To most effectively reach its niche consumers, however, Huet explains that the company’s strategy is “Being ourselves. Being faithful to our values,” which include character, quality, praise, creativity, seduction, understatement and originality. “Parfums d’Orsay is a patrimonial house that advocates elegant perfumery around these seven values,” Huet notes.

Ghislain also feels one of the best ways for his brand to really reach its luxury consumer is to maintain a consistent, high-quality product. “I think that today, the real luxury is simplicity, quality of raw materials and freedom of mind to create a really unique product,” he says. “We are a timeless brand; we don’t aim to be a fad or follow the fashion trends of the moment.” And moving ahead, Ghislain is looking to introduce Histoires de Parfums scents through other perfuming methods, including powders, oils and solids.

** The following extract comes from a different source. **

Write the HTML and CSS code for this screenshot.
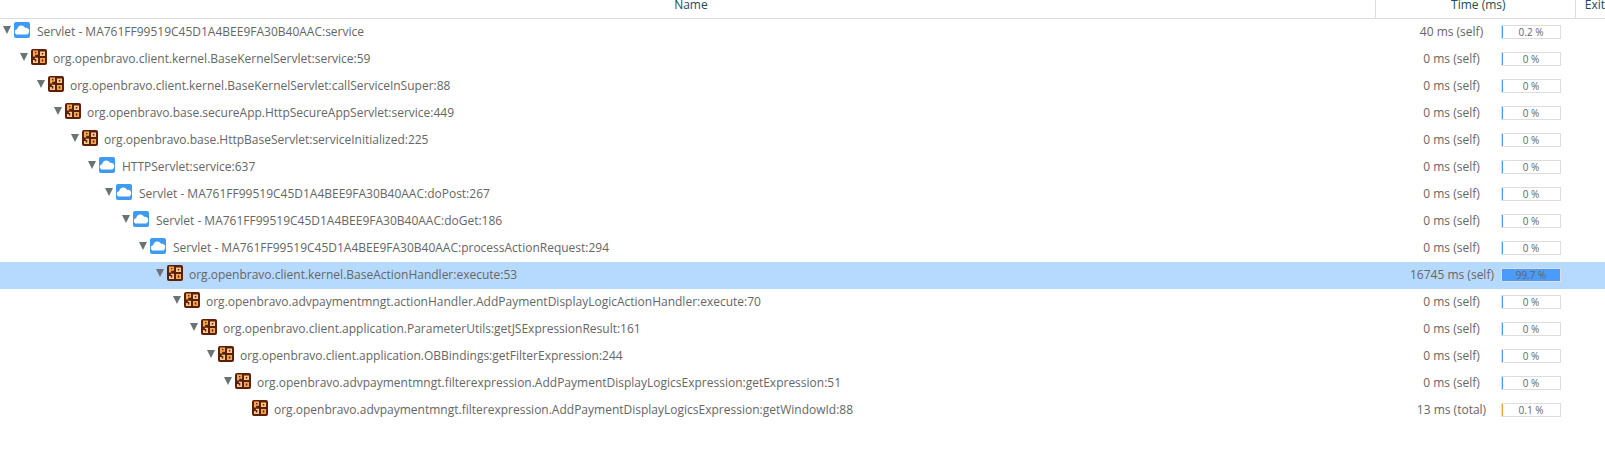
FILE: index.html
```html
<!DOCTYPE html>
<html lang="en">
<head>
<meta charset="utf-8">
<title>Call tree</title>
<link rel="stylesheet" href="styles.css">
</head>
<body>
<svg class="defs" width="0" height="0" aria-hidden="true">
<symbol id="cloud" viewBox="0 0 16 16">
<rect width="16" height="16" rx="2" fill="#3f9bf0"/>
<path d="M3.6 12.6 C1.8 12.6 .8 11.3 .8 9.9 C.8 8.5 1.9 7.4 3.2 7.3 C3.5 5.1 5.2 3.4 7.4 3.4 C9.1 3.4 10.5 4.4 11.1 5.9 C11.4 5.8 11.7 5.8 12 5.8 C13.9 5.8 15.2 7.3 15.2 9.2 C15.2 11.1 13.8 12.6 12.1 12.6 Z" fill="#fff"/>
</symbol>
<symbol id="pojo" viewBox="0 0 16 16">
<rect width="16" height="16" rx="2" fill="#5e1f08"/>
<path fill-rule="evenodd" d="M2 1.5h5v4.2H4.2V7.5H2zM4 3v1.2h1.4V3z" fill="#f2a94e"/>
<path fill-rule="evenodd" d="M9 2.5h5v4.5H9zM10.8 3.9v1.7h1.5V3.9z" fill="#f7c98a"/>
<path d="M2 11h1.8v1.4h1.5V10H3.8V8.8H7V14H2z" fill="#f7c98a"/>
<path fill-rule="evenodd" d="M9 9h5v5H9zM10.8 10.6v1.8h1.5v-1.8z" fill="#f2a94e"/>
</symbol>
</svg>
<header class="head">
<div class="col-name">Name</div>
<div class="col-time">Time (ms)</div>
<div class="col-exit">Exit</div>
</header>
<main class="tree">
<div class="row"><div class="node l0"><i class="arrow"></i><svg class="icon"><use href="#cloud"/></svg><span>Servlet - MA761FF99519C45D1A4BEE9FA30B40AAC:service</span></div><div class="time">40 ms (self)</div><div class="bar"><b style="width:1px"></b><span>0.2 %</span></div></div>
<div class="row"><div class="node l1"><i class="arrow"></i><svg class="icon tight"><use href="#pojo"/></svg><span>org.openbravo.client.kernel.BaseKernelServlet:service:59</span></div><div class="time">0 ms (self)</div><div class="bar"><b style="width:1px"></b><span>0 %</span></div></div>
<div class="row"><div class="node l2"><i class="arrow"></i><svg class="icon tight"><use href="#pojo"/></svg><span>org.openbravo.client.kernel.BaseKernelServlet:callServiceInSuper:88</span></div><div class="time">0 ms (self)</div><div class="bar"><b style="width:1px"></b><span>0 %</span></div></div>
<div class="row"><div class="node l3"><i class="arrow"></i><svg class="icon tight"><use href="#pojo"/></svg><span>org.openbravo.base.secureApp.HttpSecureAppServlet:service:449</span></div><div class="time">0 ms (self)</div><div class="bar"><b style="width:1px"></b><span>0 %</span></div></div>
<div class="row"><div class="node l4"><i class="arrow"></i><svg class="icon tight"><use href="#pojo"/></svg><span>org.openbravo.base.HttpBaseServlet:serviceInitialized:225</span></div><div class="time">0 ms (self)</div><div class="bar"><b style="width:1px"></b><span>0 %</span></div></div>
<div class="row"><div class="node l5"><i class="arrow"></i><svg class="icon"><use href="#cloud"/></svg><span>HTTPServlet:service:637</span></div><div class="time">0 ms (self)</div><div class="bar"><b style="width:1px"></b><span>0 %</span></div></div>
<div class="row"><div class="node l6"><i class="arrow"></i><svg class="icon"><use href="#cloud"/></svg><span>Servlet - MA761FF99519C45D1A4BEE9FA30B40AAC:doPost:267</span></div><div class="time">0 ms (self)</div><div class="bar"><b style="width:1px"></b><span>0 %</span></div></div>
<div class="row"><div class="node l7"><i class="arrow"></i><svg class="icon"><use href="#cloud"/></svg><span>Servlet - MA761FF99519C45D1A4BEE9FA30B40AAC:doGet:186</span></div><div class="time">0 ms (self)</div><div class="bar"><b style="width:1px"></b><span>0 %</span></div></div>
<div class="row"><div class="node l8"><i class="arrow"></i><svg class="icon"><use href="#cloud"/></svg><span>Servlet - MA761FF99519C45D1A4BEE9FA30B40AAC:processActionRequest:294</span></div><div class="time">0 ms (self)</div><div class="bar"><b style="width:1px"></b><span>0 %</span></div></div>
<div class="row selected"><div class="node l9"><i class="arrow"></i><svg class="icon tight"><use href="#pojo"/></svg><span>org.openbravo.client.kernel.BaseActionHandler:execute:53</span></div><div class="time">16745 ms (self)</div><div class="bar"><b style="width:99.7%"></b><span>99.7 %</span></div></div>
<div class="row"><div class="node l10"><i class="arrow"></i><svg class="icon tight"><use href="#pojo"/></svg><span>org.openbravo.advpaymentmngt.actionHandler.AddPaymentDisplayLogicActionHandler:execute:70</span></div><div class="time">0 ms (self)</div><div class="bar"><b style="width:1px"></b><span>0 %</span></div></div>
<div class="row"><div class="node l11"><i class="arrow"></i><svg class="icon tight"><use href="#pojo"/></svg><span>org.openbravo.client.application.ParameterUtils:getJSExpressionResult:161</span></div><div class="time">0 ms (self)</div><div class="bar"><b style="width:1px"></b><span>0 %</span></div></div>
<div class="row"><div class="node l12"><i class="arrow"></i><svg class="icon tight"><use href="#pojo"/></svg><span>org.openbravo.client.application.OBBindings:getFilterExpression:244</span></div><div class="time">0 ms (self)</div><div class="bar"><b style="width:1px"></b><span>0 %</span></div></div>
<div class="row"><div class="node l13"><i class="arrow"></i><svg class="icon tight"><use href="#pojo"/></svg><span>org.openbravo.advpaymentmngt.filterexpression.AddPaymentDisplayLogicsExpression:getExpression:51</span></div><div class="time">0 ms (self)</div><div class="bar"><b style="width:1px"></b><span>0 %</span></div></div>
<div class="row"><div class="node l14"><i class="arrow none"></i><svg class="icon tight"><use href="#pojo"/></svg><span>org.openbravo.advpaymentmngt.filterexpression.AddPaymentDisplayLogicsExpression:getWindowId:88</span></div><div class="time">13 ms (total)</div><div class="bar total"><b style="width:1px"></b><span>0.1 %</span></div></div>
</main>
</body>
</html>
```
FILE: styles.css
```css
html, body { margin: 0; padding: 0; background: #fff; overflow: hidden; }
body { font-family: "Open Sans", sans-serif; font-size: 12px; color: #666; height: 453px; }
.defs { position: absolute; }

.head { display: flex; height: 18px; border-bottom: 1px solid #ddd; color: #1f4a55; line-height: 10px; }
.col-name { width: 1377px; padding-left: 7px; text-align: center; border-right: 1px solid #ddd; box-sizing: border-box; }
.col-time { width: 200px; padding-left: 6px; text-align: center; border-right: 1px solid #ddd; box-sizing: border-box; }
.col-exit { flex: 1; padding-left: 9px; }

.row { display: flex; align-items: center; height: 27px; box-sizing: border-box; padding-bottom: 2px; }
.row.selected { background: #b5dafd; }
.node { width: 1376px; box-sizing: border-box; display: flex; align-items: center; white-space: nowrap; }
.arrow { width: 0; height: 0; margin: -3px 3px 0 3px; border-left: 4px solid transparent; border-right: 4px solid transparent; border-top: 8px solid #6a7474; }
.arrow.none { border-top-color: transparent; }
.icon { width: 16px; height: 16px; margin: -4px 7px 0 0; flex: none; }
.icon.tight { margin-right: 6px; }

.l1 { padding-left: 17px; } .l2 { padding-left: 34px; } .l3 { padding-left: 51px; }
.l4 { padding-left: 68px; } .l5 { padding-left: 85px; } .l6 { padding-left: 102px; }
.l7 { padding-left: 119px; } .l8 { padding-left: 136px; } .l9 { padding-left: 153px; }
.l10 { padding-left: 170px; } .l11 { padding-left: 187px; } .l12 { padding-left: 204px; }
.l13 { padding-left: 221px; } .l14 { padding-left: 238px; }

.time { width: 83px; margin-left: 34px; text-align: center; white-space: nowrap; }
.bar { position: relative; width: 60px; height: 14px; box-sizing: border-box; margin-left: 8px; border: 1px solid #ddd; background: #fff; font-size: 10px; line-height: 12px; text-align: center; }
.bar b { position: absolute; left: 0; top: 0; bottom: 0; background: #4b9bfb; }
.bar.total b { background: #f7a13c; }
.bar span { position: relative; }
```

As for Parfums d’Orsay Paris, the company is looking to maintain its niche and growth while also continuing to satisfy its loyal customers with new and updated fragrances, as well as consistent high-quality service—values to which it has always subscribed. “Our line is unique because of its history and because we are still a familial house with all the strength and energy you could have in this kind of company,” Huet says, and its clearly something both these perfumes houses are looking to maintain for the long term.